This code and data repository accompanies the paper
- Planted Hitting Set Recovery in Hypergraphs. Ilya Amburg, Jon Kleinberg and Austin R. Benson arXiv:1905.05839, 2019.
All of the code is written in Julia 1.0.
For questions, please email Ilya at ia244@cornell.edu.
These files were downloaded directly from here.

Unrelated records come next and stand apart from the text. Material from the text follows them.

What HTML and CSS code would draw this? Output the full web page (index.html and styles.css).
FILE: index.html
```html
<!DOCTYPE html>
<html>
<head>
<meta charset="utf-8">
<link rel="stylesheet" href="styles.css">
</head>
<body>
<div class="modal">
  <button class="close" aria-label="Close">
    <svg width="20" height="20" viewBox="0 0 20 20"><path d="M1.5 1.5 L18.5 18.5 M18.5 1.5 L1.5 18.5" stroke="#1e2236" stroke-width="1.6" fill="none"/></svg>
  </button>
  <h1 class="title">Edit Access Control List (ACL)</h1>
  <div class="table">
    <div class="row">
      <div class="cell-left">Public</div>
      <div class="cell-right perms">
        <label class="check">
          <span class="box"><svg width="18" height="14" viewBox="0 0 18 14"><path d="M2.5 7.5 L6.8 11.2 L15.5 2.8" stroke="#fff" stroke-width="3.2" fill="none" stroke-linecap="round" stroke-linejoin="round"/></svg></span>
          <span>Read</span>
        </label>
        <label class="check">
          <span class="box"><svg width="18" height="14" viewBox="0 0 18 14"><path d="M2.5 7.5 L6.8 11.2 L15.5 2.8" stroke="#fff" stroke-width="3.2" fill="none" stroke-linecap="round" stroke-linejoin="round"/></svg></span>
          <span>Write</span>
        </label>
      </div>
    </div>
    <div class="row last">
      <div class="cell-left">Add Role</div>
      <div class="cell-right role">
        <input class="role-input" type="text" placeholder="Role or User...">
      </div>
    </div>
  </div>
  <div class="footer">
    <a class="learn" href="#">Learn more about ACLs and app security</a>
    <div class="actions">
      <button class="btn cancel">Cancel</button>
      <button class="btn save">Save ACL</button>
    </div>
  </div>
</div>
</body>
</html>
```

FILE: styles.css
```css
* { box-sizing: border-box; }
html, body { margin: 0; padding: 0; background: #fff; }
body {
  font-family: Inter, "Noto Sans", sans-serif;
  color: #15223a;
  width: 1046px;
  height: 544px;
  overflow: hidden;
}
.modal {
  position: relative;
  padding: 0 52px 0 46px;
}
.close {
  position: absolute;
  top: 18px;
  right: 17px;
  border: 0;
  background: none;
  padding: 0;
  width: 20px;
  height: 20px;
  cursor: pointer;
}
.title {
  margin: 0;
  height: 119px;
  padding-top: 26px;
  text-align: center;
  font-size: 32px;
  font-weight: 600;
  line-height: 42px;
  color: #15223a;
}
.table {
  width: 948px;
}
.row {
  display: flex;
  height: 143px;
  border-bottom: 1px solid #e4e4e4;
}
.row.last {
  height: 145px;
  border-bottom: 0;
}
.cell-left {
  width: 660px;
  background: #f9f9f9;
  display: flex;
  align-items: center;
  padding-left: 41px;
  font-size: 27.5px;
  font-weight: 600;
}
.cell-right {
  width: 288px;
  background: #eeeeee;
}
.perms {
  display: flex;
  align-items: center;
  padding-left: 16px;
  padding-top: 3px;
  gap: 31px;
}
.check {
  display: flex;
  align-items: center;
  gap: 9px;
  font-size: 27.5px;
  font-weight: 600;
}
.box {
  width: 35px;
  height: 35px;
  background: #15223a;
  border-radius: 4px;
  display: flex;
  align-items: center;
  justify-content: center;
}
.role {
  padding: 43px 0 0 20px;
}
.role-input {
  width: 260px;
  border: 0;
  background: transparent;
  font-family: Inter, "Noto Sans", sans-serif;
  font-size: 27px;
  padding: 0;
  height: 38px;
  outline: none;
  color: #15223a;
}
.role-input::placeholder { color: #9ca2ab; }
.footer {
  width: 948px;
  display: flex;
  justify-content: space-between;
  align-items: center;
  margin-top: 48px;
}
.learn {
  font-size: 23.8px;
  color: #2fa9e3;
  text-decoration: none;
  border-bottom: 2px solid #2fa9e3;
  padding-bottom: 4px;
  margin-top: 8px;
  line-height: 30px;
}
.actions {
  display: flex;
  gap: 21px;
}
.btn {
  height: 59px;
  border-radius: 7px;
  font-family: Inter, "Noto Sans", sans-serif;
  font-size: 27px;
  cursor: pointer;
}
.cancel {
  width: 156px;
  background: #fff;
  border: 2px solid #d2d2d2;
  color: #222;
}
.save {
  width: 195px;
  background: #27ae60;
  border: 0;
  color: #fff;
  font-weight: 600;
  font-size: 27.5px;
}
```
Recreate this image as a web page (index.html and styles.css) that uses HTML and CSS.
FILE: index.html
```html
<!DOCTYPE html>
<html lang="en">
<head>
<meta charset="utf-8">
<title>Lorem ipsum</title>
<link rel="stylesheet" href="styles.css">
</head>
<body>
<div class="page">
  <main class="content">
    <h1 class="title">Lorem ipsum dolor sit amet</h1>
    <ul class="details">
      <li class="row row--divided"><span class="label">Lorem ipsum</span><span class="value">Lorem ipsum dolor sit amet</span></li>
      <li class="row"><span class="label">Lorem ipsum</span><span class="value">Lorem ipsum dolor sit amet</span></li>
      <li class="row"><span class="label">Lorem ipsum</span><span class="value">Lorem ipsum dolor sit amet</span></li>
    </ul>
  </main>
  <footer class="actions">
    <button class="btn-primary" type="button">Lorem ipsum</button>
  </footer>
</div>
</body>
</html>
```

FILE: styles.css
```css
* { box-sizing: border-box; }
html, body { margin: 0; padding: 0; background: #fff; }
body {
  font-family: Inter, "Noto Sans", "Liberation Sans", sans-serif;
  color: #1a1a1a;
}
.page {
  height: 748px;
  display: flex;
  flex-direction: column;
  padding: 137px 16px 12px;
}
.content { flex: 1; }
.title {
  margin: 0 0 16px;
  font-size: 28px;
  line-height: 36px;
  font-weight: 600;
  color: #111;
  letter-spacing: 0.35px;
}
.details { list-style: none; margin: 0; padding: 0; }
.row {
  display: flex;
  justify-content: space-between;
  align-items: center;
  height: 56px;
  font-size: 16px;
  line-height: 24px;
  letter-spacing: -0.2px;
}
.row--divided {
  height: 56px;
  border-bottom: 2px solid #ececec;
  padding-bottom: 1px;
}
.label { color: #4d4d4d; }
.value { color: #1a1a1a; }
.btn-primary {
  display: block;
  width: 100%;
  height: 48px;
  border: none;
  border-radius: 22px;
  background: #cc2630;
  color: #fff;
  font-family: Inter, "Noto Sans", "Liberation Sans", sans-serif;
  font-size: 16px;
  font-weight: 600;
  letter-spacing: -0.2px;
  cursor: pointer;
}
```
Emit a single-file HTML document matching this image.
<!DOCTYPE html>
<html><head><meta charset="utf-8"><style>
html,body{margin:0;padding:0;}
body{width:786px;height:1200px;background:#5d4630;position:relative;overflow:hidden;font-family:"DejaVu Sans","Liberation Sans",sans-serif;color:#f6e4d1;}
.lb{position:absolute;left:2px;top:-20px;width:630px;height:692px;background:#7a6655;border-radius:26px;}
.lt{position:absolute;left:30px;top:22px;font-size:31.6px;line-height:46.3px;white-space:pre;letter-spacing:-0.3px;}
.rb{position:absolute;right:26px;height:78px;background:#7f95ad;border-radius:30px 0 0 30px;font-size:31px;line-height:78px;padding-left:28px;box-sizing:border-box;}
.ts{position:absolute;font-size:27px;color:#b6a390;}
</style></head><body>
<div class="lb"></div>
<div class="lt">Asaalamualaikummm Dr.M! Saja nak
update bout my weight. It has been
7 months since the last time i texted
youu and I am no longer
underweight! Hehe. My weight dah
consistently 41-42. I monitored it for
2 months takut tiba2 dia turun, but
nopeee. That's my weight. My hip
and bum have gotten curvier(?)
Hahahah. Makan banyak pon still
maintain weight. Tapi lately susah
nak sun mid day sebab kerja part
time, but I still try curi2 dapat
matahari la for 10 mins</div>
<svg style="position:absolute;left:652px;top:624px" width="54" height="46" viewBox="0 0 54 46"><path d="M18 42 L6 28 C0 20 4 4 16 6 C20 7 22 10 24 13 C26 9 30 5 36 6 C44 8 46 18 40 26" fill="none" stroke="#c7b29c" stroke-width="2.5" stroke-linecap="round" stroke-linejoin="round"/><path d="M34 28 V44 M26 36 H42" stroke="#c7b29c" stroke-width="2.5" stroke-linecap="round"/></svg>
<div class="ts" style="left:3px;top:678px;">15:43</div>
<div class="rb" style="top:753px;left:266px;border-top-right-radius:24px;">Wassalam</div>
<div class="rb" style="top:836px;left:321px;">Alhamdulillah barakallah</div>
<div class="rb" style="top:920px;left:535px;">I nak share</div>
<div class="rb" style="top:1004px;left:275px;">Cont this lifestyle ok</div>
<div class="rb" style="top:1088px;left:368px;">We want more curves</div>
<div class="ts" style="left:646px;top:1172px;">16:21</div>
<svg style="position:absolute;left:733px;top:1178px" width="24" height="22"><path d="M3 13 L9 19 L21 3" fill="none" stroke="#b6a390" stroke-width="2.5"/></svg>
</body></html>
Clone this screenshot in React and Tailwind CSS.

The Avocado email dataset is available from https://catalog.ldc.upenn.edu/LDC2015T03, but we cannot include the data directly due to the usage terms.
First download the code:
git clone https://github.com/ilyaamburg/Hypergraph-Planted-Hitting-Set-Recovery.git
The code is written in Julia 1.0. To reproduce everything, you will need the following packages:
using Pkg
Pkg.add("Arpack")
Pkg.add("Combinatorics")
Pkg.add("FileIO")
Pkg.add("JLD2")
Pkg.add("MatrixNetworks")
Pkg.add("PyPlot")
Pkg.add("StatsBase")
The three separate folders contain code for getting results from each of the three types of datasets we used, namely emails, tags, and conferences.
- Emails
The file "resultsEmail.jl" produces the results for each of the three email datasets, namely Enron, Avocado, and WC3 while "emailPlots.jl" produces the corresponding figures.
- Tags
The file "resultsTags.jl" produces the results for the Ubuntu and Math tags datasets. The code is designed to randomly sample tags every time. The explicit random instance presented in the paper is found in files of the form "tags-dataset-rank-used-tags.txt". Here each entry represents the tag number used.
- Conferences
The file "resultsConf.jl" produces the results for the DBLP database. The code is designed to randomly sample conferences every time. The explicit random instance presented in the paper is found in files of the form "confs-DBLP-rank-used-tags.txt". Here each pair is in the format (Conference, Year).